Sunday, September 21, 2014

TOW #3- Night By Elie Wiesel (IRB post)

This marking period I am reading Night by Elie Wiesel. It is a memoir about Wiesel’s experiences in the Holocaust. So far, I am only halfway through the book. Wiesel, the main character, has left his “normal” life, and has been deported to multiple concentration camps, including Birkenau and Auschwitz. He has been separated from his mother and sister, and he only has his father left as they work in the labor camps. After reading the preface to the book, written by Elie Wiesel himself, I learned that his purpose in writing is to inform people of the horrors through which he lived so similar horrors do not occur in the future. Wiesel writes, “The witness has forced himself to testify. For the youth of today, for the children who will be born tomorrow. He does not want his past to become their future” (xv).

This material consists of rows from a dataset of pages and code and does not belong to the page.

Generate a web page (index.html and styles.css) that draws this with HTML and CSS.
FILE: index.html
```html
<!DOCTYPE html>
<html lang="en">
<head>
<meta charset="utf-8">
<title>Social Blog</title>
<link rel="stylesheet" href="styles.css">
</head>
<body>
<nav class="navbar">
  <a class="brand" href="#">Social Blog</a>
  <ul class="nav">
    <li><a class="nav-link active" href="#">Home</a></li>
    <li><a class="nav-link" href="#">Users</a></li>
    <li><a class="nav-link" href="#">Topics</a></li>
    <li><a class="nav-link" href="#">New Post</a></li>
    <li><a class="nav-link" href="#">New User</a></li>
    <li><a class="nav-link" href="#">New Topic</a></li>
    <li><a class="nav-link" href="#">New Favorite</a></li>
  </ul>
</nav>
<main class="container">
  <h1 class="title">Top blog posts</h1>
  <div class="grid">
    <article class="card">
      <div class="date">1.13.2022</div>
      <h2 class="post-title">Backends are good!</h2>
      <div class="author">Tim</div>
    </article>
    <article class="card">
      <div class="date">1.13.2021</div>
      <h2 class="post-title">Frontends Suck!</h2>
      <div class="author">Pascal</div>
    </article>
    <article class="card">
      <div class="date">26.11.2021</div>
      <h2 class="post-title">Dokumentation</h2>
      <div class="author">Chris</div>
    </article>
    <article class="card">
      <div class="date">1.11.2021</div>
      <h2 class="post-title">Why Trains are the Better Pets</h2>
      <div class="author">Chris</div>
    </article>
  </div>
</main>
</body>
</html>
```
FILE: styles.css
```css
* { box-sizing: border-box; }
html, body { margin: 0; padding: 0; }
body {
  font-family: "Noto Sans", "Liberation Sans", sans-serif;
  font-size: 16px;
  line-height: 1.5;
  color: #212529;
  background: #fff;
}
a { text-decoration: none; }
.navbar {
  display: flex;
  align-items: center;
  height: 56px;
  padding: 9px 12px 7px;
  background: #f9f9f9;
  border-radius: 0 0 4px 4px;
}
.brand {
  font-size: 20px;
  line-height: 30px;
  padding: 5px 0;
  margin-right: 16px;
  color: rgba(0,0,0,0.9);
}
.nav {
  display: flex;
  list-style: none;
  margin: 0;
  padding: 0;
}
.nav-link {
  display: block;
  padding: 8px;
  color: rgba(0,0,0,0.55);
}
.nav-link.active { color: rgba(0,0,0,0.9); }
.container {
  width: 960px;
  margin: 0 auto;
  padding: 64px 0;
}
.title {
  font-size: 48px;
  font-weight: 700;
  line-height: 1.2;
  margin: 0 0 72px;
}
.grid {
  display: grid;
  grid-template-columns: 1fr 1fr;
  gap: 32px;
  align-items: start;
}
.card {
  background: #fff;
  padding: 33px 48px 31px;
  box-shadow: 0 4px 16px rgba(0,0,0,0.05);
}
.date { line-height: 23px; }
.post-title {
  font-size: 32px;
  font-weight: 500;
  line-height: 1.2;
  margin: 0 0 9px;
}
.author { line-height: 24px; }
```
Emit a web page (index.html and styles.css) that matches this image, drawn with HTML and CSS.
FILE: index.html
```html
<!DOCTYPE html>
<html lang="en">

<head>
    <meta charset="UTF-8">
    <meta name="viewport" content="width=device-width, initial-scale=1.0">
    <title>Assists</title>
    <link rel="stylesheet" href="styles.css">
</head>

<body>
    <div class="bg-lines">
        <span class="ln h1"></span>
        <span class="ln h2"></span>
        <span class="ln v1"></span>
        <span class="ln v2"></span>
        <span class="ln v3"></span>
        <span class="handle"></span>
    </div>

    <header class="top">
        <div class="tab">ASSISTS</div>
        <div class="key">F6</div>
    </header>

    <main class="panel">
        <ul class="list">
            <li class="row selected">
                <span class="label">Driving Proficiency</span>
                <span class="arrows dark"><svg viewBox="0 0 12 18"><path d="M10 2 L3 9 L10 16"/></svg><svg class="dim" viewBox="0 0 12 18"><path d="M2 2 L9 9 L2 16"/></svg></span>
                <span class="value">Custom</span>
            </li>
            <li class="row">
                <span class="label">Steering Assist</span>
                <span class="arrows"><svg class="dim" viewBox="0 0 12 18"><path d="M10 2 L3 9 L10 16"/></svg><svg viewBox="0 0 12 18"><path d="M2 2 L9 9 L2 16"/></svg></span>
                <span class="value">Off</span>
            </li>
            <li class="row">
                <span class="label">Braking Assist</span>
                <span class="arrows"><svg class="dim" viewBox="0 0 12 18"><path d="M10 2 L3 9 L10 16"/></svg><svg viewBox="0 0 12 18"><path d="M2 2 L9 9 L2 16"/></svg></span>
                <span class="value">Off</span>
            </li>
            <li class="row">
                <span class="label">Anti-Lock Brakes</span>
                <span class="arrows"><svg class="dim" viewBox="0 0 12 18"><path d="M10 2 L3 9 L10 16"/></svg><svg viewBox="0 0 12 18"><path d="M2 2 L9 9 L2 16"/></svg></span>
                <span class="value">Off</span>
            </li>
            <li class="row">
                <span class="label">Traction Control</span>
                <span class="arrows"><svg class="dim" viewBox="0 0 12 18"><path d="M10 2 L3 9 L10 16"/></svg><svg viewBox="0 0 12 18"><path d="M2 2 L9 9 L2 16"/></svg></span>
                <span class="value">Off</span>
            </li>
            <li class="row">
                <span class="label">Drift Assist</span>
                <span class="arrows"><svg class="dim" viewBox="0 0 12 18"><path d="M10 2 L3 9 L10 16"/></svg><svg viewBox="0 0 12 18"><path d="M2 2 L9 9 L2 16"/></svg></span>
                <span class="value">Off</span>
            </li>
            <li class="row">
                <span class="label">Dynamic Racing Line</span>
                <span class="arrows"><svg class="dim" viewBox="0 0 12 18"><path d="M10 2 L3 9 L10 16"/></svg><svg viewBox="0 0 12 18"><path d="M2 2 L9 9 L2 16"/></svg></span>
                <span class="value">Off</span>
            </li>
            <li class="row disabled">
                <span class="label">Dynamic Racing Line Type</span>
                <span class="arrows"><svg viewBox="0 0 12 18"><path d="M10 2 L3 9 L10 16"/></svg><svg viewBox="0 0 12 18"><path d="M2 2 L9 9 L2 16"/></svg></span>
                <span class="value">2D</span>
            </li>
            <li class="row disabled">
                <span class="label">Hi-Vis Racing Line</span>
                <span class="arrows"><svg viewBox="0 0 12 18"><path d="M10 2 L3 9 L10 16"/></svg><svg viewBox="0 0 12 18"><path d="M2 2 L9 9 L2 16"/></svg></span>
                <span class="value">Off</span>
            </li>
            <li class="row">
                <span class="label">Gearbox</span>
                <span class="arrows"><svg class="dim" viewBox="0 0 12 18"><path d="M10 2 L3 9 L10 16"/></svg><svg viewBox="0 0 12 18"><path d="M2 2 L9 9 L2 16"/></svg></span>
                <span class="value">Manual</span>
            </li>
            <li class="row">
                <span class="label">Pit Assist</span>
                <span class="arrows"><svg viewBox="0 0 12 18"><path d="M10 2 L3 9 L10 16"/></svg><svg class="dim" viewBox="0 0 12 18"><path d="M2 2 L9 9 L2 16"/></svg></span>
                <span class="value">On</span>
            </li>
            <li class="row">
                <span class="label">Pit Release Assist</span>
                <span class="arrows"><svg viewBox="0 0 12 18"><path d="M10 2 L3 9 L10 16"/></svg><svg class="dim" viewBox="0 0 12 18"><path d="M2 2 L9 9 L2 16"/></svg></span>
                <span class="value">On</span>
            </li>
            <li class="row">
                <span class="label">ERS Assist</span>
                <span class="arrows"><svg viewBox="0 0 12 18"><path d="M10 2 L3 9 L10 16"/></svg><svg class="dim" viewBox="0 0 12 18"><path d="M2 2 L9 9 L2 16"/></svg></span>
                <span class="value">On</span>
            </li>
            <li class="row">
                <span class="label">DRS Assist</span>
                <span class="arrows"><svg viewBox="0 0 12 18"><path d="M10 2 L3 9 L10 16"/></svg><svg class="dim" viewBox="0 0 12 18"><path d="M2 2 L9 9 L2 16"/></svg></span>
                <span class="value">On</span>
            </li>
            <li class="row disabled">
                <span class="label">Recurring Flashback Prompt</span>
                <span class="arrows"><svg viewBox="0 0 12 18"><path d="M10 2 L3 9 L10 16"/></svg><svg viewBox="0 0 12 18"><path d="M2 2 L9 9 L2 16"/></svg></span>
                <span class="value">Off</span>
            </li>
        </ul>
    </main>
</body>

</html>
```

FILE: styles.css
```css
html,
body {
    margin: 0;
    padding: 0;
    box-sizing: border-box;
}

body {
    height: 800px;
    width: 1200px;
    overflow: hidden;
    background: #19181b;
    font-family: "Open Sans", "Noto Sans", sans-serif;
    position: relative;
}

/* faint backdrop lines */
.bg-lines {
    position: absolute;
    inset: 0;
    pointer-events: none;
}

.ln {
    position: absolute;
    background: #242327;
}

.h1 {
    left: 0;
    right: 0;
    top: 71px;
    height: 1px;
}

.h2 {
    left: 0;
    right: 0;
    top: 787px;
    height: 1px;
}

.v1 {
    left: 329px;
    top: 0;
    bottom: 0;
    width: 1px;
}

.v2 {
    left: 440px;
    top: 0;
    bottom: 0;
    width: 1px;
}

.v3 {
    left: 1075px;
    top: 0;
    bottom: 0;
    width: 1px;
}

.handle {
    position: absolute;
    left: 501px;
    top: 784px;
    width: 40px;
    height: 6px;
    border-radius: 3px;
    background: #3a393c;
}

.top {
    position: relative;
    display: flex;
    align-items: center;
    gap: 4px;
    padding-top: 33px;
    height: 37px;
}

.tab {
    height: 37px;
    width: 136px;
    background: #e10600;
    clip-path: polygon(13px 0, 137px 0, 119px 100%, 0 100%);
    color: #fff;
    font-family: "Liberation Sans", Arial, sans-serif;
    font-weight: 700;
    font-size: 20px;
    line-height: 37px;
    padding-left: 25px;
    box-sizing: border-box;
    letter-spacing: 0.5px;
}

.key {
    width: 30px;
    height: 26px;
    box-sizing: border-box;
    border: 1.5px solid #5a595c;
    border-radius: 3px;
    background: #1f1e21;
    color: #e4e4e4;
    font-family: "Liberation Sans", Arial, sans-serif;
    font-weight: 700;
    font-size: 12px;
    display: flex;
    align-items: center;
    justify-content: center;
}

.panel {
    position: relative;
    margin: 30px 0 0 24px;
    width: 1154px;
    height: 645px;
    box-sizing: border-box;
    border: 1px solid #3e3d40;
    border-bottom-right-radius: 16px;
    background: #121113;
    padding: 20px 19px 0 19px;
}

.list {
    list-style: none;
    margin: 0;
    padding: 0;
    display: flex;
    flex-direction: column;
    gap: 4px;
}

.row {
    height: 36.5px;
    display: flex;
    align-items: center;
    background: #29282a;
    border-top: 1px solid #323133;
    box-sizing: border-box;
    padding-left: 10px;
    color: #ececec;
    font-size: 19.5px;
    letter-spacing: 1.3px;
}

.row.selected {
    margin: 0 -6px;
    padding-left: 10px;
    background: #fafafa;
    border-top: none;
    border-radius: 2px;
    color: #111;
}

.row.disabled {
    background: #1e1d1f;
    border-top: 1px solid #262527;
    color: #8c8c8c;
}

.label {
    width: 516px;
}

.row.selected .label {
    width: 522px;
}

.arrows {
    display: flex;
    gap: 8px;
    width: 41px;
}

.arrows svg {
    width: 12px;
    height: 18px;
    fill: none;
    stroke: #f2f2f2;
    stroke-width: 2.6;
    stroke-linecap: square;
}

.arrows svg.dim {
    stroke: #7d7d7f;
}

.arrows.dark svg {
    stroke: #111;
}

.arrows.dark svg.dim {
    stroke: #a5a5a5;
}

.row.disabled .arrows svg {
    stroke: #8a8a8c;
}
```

Based on this excerpt from the preface, it seems as though Wiesel is writing to inform the children of his experiences. However, the topic of the book, as well as the graphic detail to which he explains events (such as when he writes, “Never shall I forget the small faces of children whose bodies I saw transformed into smoke under a silent sky” (34)) does not seem to be appropriate for children to read. Therefore, the audience is the general public, and Wiesel is trying to inform everybody about his previous experiences in order to prevent something so horrendous from happening again. In the beginning of the preface, Wiesel questions why he wrote the book. Based on his response to this question, it is clear that the occasion for which Wiesel is writing the book is because he felt he needed to put into words what happened, since he couldn’t speak and stand up for himself back then, and since he feels God let him survive for some greater purpose. In order to meaningfully achieve his purpose, Wiesel uses the narrative mode of writing in order to make the reader feel as though they are living the events with Wiesel. Additionally, Wiesel uses many metaphors to help describe what it is like to live through the Holocaust, as well as to intensify the monstrosities he lived through (such as by writing “...his aides were veritable monsters” (44)). As a result, Wiesel is able to achieve his purpose of writing to inform people of his past in order to prevent events like the Holocaust from happening in the future.